A Golf Pro’s Life: Nick Rousey, Chile, Earthquakes and Pars

A Golf Pro’s Life: Nick Rousey, Chile, Earthquakes and Pars

Life on a professional golf tour is not always peaches and cream, sometimes there are surprise shake ups and just plain low weeks.

Everyone goes through them if you play for any length of time. When you go through them you have to just keep working and expect at any minute you can start climbing your way to the top, and when you do you appreciate the highs much more because of the lows or rough patches.

I’m in the middle of a four-week stretch of tournaments on the Tour, three of which are being played in South and Central America. I am writing this blog as I sit on the plane getting ready to head to Panama City, Panama for the next event.

Nick Rousey

Chile to Brazil with Tour Pro Nick Rousey

The past two weeks have been tough for me. But I started with high hopes as I flew to Santiago, Chile. I’m in the Chile Classic at the Prince of Wales Country Club fighting for a piece of the $650,000 purse.

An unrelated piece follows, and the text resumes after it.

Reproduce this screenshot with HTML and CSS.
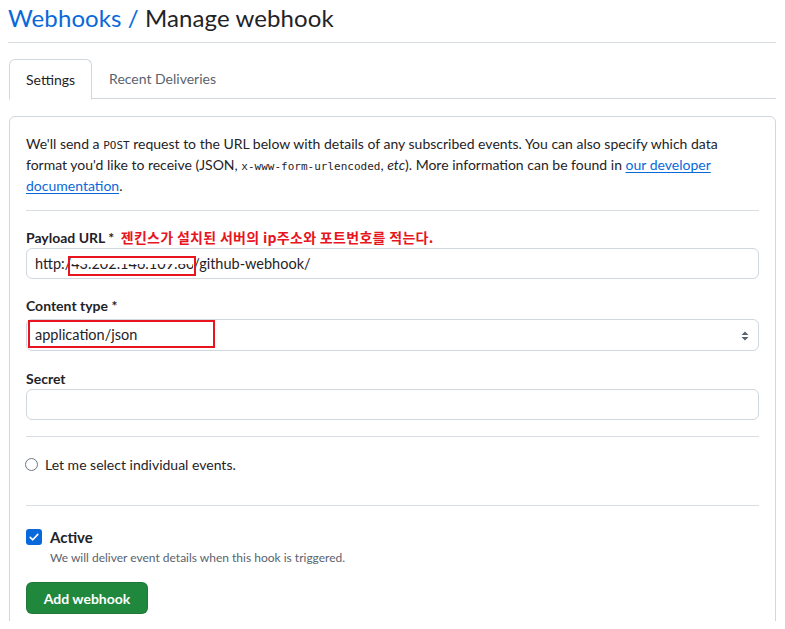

After a full day of travel from Orlando, Fla., I arrived in Chile ready for a good night of sleep and to start my week. I truly love Chile! It’s a beautiful country, and it is so incredibly clean. Everyone feels safe as we walk around the city to get food and kill time during the day when we are not at the golf course.

Nick Rousey

A special tourney celebration in Chile.

I played the Pro-Am to get familiar with the golf course. (On a side note, to show how small the world is, I played the pro-am with the father of a player who was from Chile that I beat by one shot in the National Junior College Championship when I was a freshman at Central Alabama Community College back in 1999.)

Nick Rousey

Nick Rousey in action.

Also, that night Chile had an earthquake that read 5.6 on the Richter Scale.  Not a big deal for the people who live in Chile because they have earthquakes all the time. For me, though, it was a little scary, especially since I was on the 12th floor of my hotel, and it was about 1:40 in the morning.

I come to find out after talking to some of the locals that the buildings in Chile sit on rollers so that they will move because of all the earthquakes they have in their country.

Nick Rousey

Chile Classic winner Canadian Adam Hadwin claimed his first Tour tourney with a 16-under 272.

And Thursday was not a good day for me as I opened the tournament with a 77, playing in the afternoon. The course played firm and tough for the afternoon wave. The best score that day was a 69, but it was no excuse for my play.

My short game was not up to the standard of a tour player, which led to my poor play. Friday morning I knew I needed to get off to a fast start so that I could give myself a chance to make the cut, and that’s what I thought I did.

I made a nice par on the first hole and then hit it inside 4 feet on the 11th hole, which was my second shot. As I addressed the ball, I started my stroke and on my down stroke I saw the ball move from its position.

I ended up making the putt. And my playing partners, Colt Knost and Hunter Hass, told me nice birdie. But then I told them that my ball moved, they asked if I was sure because they didn’t see it. I told them I was sure. We asked the rules official if there was a penalty, and he said I would incur a one-shot penalty because I addressed the ball and had already started my stroke.

So, it was a nice par.

I played hard after that, but missed another short putt and didn’t birdie an easy par-5.  I ended up shooting 68 for the round, but I still missed the cut by three shots.  A hard pill to swallow since I made so many mistakes those two days, but it is what it is — and I would just practice and get ready for the tournament in Sao Paulo, Brazil.